NOTE: the basic recipe calls for a 4 hrs cooking time. Do not think twice about extending that time…. I once coked it for 8 hours straight, adding a touch of vegetable broth here and there, and cooked it until it all fell completely apart, then served it over polenta.

Serves: 4-6  / Prep time: 15 minutes  / Cook time: 4 hours

  • 3½ pounds wild boar, excess fat trimmed, cubed into 1½ -inch pieces
  • 2 cups dry red wine (for marinade)
  • 5 juniper berries
  • 2 rosemary sprigs
  • 4 black peppercorns
  • 3 fresh bay leaves
  • 3 sage leaves
  • 3 tablespoons extra virgin olive oil
  • 1 red onion, chopped
  • 1 carrots, chopped
  • 1 stalk celery, chopped
  • 2 ½ cups dry red wine (for cooking)
  • 1 pound Roma tomatoes, chopped
  • 1 handful parsley, finely chopped

1Add the boar to a large bowl and cover with the wine. Toss in the juniper berries, rosemary, peppercorns, and bay leaves. Cover with plastic wrap and marinate overnight in the refrigerator.
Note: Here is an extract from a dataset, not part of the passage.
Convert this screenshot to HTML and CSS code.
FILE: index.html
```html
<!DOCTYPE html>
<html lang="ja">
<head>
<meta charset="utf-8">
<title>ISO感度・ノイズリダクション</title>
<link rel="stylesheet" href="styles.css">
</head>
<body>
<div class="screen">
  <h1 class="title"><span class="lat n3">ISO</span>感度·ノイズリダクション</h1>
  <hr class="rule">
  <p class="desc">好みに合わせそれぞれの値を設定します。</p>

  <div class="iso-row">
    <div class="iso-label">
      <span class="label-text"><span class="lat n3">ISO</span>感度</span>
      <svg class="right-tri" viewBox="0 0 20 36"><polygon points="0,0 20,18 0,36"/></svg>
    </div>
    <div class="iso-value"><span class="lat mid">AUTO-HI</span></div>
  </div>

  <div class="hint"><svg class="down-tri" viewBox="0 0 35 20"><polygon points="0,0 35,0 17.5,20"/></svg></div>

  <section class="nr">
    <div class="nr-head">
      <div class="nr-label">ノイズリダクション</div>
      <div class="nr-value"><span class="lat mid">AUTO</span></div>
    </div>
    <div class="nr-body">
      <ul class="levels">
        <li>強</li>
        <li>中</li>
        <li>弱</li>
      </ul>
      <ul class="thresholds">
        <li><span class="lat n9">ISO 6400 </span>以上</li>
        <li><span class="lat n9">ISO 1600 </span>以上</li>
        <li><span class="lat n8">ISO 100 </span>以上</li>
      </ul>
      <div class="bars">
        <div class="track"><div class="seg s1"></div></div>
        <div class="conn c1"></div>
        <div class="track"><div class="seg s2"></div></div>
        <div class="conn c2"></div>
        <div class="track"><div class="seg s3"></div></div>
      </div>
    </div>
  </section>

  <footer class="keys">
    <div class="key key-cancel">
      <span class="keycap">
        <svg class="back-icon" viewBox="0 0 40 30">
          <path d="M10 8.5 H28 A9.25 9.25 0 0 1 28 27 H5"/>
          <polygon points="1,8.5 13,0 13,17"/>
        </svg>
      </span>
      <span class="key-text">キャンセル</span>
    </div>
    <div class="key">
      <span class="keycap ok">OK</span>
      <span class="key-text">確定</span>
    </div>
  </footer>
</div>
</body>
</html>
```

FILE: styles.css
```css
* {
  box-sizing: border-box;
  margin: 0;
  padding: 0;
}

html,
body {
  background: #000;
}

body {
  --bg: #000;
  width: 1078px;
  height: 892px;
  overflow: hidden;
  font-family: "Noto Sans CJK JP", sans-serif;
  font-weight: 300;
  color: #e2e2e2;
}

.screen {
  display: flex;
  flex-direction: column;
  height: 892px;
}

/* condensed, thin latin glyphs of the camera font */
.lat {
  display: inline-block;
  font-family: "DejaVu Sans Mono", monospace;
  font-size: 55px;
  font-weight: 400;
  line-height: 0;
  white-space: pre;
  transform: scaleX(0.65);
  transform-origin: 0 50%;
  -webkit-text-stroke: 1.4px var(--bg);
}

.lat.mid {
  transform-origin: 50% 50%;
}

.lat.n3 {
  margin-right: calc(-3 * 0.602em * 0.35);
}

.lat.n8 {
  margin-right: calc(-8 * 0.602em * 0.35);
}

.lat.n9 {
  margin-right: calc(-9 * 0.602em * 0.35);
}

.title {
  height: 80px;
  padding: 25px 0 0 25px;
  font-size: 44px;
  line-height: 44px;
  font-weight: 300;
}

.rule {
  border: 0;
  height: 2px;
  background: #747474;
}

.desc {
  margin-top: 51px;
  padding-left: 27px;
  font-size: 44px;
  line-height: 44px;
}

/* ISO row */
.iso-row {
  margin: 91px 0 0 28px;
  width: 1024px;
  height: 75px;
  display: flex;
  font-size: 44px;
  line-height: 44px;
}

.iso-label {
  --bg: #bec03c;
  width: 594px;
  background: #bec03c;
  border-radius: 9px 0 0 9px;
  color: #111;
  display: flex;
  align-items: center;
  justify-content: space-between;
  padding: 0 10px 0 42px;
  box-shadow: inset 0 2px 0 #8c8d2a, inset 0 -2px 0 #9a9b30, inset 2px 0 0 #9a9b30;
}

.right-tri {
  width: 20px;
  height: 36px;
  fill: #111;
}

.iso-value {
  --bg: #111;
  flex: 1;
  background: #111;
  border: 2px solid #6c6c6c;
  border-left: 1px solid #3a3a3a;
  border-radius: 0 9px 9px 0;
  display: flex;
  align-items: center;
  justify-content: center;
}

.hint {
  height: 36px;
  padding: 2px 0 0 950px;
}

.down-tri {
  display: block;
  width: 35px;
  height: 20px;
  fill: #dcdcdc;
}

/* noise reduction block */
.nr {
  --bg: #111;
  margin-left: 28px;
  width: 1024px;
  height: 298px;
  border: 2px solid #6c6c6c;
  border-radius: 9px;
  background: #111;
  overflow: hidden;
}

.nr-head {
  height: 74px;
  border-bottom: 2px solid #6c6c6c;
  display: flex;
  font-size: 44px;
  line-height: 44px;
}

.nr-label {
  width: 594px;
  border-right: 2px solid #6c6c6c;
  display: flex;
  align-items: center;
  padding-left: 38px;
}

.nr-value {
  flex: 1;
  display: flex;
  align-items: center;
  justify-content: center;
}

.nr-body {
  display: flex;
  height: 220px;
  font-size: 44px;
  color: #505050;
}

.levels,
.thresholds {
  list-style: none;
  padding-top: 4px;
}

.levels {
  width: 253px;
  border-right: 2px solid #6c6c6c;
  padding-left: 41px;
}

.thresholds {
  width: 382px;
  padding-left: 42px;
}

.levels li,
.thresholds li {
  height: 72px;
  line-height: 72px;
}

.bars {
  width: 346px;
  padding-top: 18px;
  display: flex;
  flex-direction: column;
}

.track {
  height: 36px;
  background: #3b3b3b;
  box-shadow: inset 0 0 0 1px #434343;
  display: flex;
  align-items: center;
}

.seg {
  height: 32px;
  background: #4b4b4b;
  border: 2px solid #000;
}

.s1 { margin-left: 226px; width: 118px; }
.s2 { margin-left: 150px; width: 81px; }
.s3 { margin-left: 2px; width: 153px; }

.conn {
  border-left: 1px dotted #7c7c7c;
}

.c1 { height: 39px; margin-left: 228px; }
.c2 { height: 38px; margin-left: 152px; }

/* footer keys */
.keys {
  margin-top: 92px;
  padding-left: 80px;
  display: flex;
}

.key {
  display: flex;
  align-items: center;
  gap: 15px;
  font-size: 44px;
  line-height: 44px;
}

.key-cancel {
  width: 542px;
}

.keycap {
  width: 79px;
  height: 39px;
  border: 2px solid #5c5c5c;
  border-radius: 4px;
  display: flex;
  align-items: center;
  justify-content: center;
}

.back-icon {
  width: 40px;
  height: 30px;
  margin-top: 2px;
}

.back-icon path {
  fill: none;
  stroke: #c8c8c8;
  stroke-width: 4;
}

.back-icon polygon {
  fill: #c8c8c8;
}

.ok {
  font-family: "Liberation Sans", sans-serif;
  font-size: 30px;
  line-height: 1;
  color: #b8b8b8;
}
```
2The next day, heat wood fired oven to moderate temperature. If making in a home oven, heat your oven to 300 degrees F.

3Remove the meat from the marinade, place into a large Dutch oven, and discard the marinade.

4Add the red onion, carrot, celery, red wine and tomatoes, along with a big pinch of salt and pepper.

5Cook in the oven until the boar is tender, about 4 hours. Finish with chopped parsley before serving.